Somewhat spontaneously — we didn’t make the decision until last night — we drove down to Cedar City today to catch as much as we’re able to catch of this year’s Utah Shakespeare Festival. Owing to our crammed travel schedule last season, we were unable to attend. Prior to that, though, we hadn’t missed the Shakespeare Festival since, I think, sometime in the first half of the 1990s. It had become our end-of-summer ritual. And we didn’t want to miss it yet again.
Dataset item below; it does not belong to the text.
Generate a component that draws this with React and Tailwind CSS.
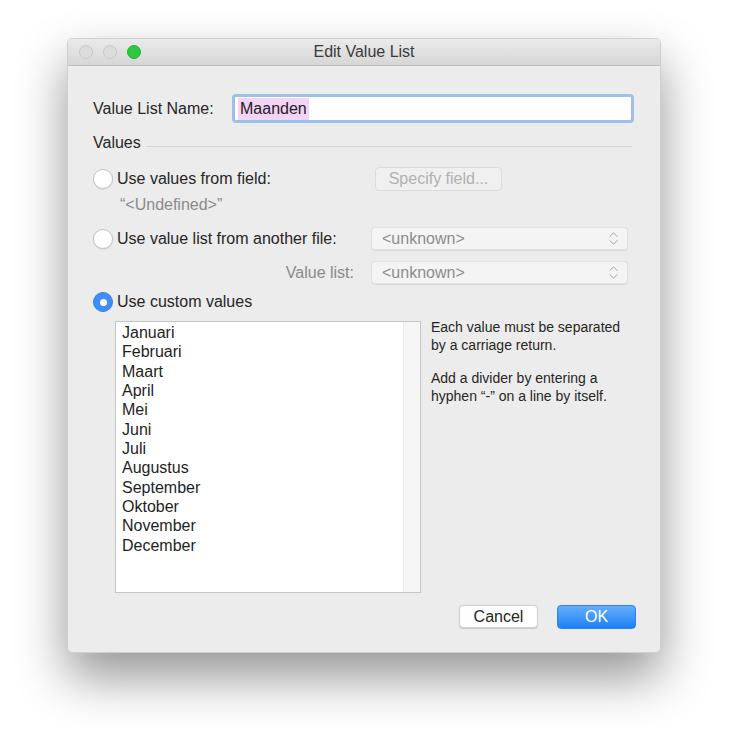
import { ChevronsUpDown } from 'lucide-react'

const months = [
  'Januari', 'Februari', 'Maart', 'April', 'Mei', 'Juni', 'Juli',
  'Augustus', 'September', 'Oktober', 'November', 'December',
]

/* ─── Radio button ─────────────────────────────────────────────────────── */
function Radio({ checked, label }) {
  return (
    <div className="flex items-center gap-[4px]">
      {checked ? (
        <span className="w-[20px] h-[20px] rounded-full bg-[#3d8ef5] border border-[#3582e8] flex items-center justify-center">
          <span className="w-[7px] h-[7px] rounded-full bg-white" />
        </span>
      ) : (
        <span className="w-[20px] h-[20px] rounded-full bg-white border border-[#c4c4c4] shadow-[0_0.5px_1px_rgba(0,0,0,0.12)]" />
      )}
      <span className="text-[16px] leading-[22px] text-[#262626]">{label}</span>
    </div>
  )
}

/* ─── Popup menu ───────────────────────────────────────────────────────── */
function Popup() {
  return (
    <div className="w-[257px] h-[23px] rounded-[4px] bg-[#f4f4f4] border border-[#e2e2e2] shadow-[0_0.5px_1px_rgba(0,0,0,0.08)] flex items-center justify-between pl-[10px] pr-[5px]">
      <span className="text-[16px] leading-[22px] text-[#8c8c8c]">&lt;unknown&gt;</span>
      <ChevronsUpDown size={17} strokeWidth={1.4} className="text-[#a0a0a0]" />
    </div>
  )
}

export default function App() {
  return (
    <div
      className="w-[729px] h-[750px] bg-white pt-[38px] pl-[67px]"
      style={{ fontFamily: '"Liberation Sans", Arial, sans-serif' }}
    >
      <div className="w-[594px] h-[615px] rounded-[5px] bg-[#ececec] border border-[#cfcfcf] shadow-[0_24px_50px_rgba(0,0,0,0.42)] overflow-hidden flex flex-col">
        {/* title bar */}
        <div className="h-[27px] bg-gradient-to-b from-[#ebebeb] to-[#d6d6d6] border-b border-[#bdbdbd] flex items-center relative">
          <div className="flex gap-[10px] pl-[11px]">
            <span className="w-[14px] h-[14px] rounded-full bg-[#dcdcdc] border border-[#c8c8c8]" />
            <span className="w-[14px] h-[14px] rounded-full bg-[#dcdcdc] border border-[#c8c8c8]" />
            <span className="w-[14px] h-[14px] rounded-full bg-[#2ec840] border border-[#27b037]" />
          </div>
          <span className="absolute inset-0 flex items-center justify-center text-[16px] text-[#3b3b3b]">
            Edit Value List
          </span>
        </div>

        {/* body */}
        <div className="flex-1 pl-[25px] pr-[26px] flex flex-col">
          {/* name row */}
          <div className="mt-[28px] flex items-center">
            <span className="w-[139px] text-[16px] leading-[22px] text-[#262626]">Value List Name:</span>
            <div className="flex-1 h-[29px] rounded-[4px] border-[3px] border-[#9dc0eb] bg-white flex items-center pl-[3px]">
              <span className="bg-[#f3d3f6] text-[16px] text-[#222] px-[2px] leading-[22px]">Maanden</span>
            </div>
          </div>

          {/* values heading */}
          <div className="mt-[9px] flex items-center gap-[6px]">
            <span className="text-[16px] leading-[22px] text-[#262626]">Values</span>
            <span className="flex-1 h-px bg-[#d2d2d2] mt-[6px] mr-[2px]" />
          </div>

          {/* from field */}
          <div className="mt-[13px] flex items-center h-[24px]">
            <div className="w-[282px]">
              <Radio label="Use values from field:" />
            </div>
            <div className="w-[127px] h-[24px] rounded-[4px] bg-[#f0f0f0] border border-[#dcdcdc] flex items-center justify-center text-[16px] text-[#b0b0b0]">
              Specify field...
            </div>
          </div>
          <div className="mt-[3px] pl-[27px] text-[16px] leading-[22px] text-[#8a8a8a]">“&lt;Undefined&gt;”</div>

          {/* another file */}
          <div className="mt-[11px] flex items-center justify-between h-[23px]">
            <Radio label="Use value list from another file:" />
            <div className="mr-[6px]">
              <Popup />
            </div>
          </div>
          <div className="mt-[11px] flex items-center justify-end h-[23px] pr-[6px] gap-[17px]">
            <span className="text-[16px] leading-[22px] text-[#8a8a8a]">Value list:</span>
            <Popup />
          </div>

          {/* custom values */}
          <div className="mt-[7px] h-[22px] flex items-center">
            <Radio checked label="Use custom values" />
          </div>
          <div className="mt-[8px] flex gap-[10px]">
            <div className="ml-[22px] w-[306px] h-[272px] bg-white border border-[#c6c6c6] flex">
              <div className="flex-1 pl-[6px] pt-[1px] flex flex-col">
                {months.map((m) => (
                  <span key={m} className="text-[16px] leading-[19.35px] text-[#1e1e1e]">
                    {m}
                  </span>
                ))}
              </div>
              <div className="w-[17px] bg-[#f6f6f6] border-l border-[#ebebeb]" />
            </div>
            <div className="-mt-[3px] text-[14px] leading-[18px] text-[#262626]">
              <p>Each value must be separated</p>
              <p>by a carriage return.</p>
              <p className="mt-[15px]">Add a divider by entering a</p>
              <p>hyphen “-” on a line by itself.</p>
            </div>
          </div>

          {/* buttons */}
          <div className="mt-[12px] mr-[-2px] flex justify-end gap-[19px]">
            <button className="w-[79px] h-[23px] rounded-[4px] bg-white border border-[#d0d0d0] shadow-[0_0.5px_1px_rgba(0,0,0,0.15)] text-[16px] leading-[20px] text-[#262626]">
              Cancel
            </button>
            <button className="w-[79px] h-[24px] rounded-[4px] bg-gradient-to-b from-[#63aefc] to-[#1b7ff6] border border-[#2a84ef] text-[16px] leading-[20px] text-white">
              OK
            </button>
          </div>
        </div>
      </div>
    </div>
  )
}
This afternoon, we caught a performance of Silent Sky, based on the inspiring but rather sad story of the pioneering female astronomer Henrietta Leavitt. She was the first person to notice a pattern among Cepheid variable stars that enabled astronomers to scientifically estimate celestial distances for the very first time. Here’s something I wrote about the play here back when I first saw it in 2022:
One quibble: The play, written by Lauren Gunderson and dating to 2015, depicts Henrietta Swan Leavitt as agnostic or indifferent toward religion. I would need to return to the two books mentioned above in order to check what they might have to say about the issue. But she was, as the play itself depicts her, the daughter of a Congregationalist minister and, much more to the point, the Wikipedia article about her says that “Henrietta Leavitt remained deeply religious and committed to her church throughout her life.”
And here’s at least one clue suggesting that her family as a whole may not have been exactly anti-scientific fundamentalists: Near her grave in Cambridge, Massachusetts, is that of her uncle, a prominent engineer who was named Erasmus Darwin Leavitt. The name is interesting.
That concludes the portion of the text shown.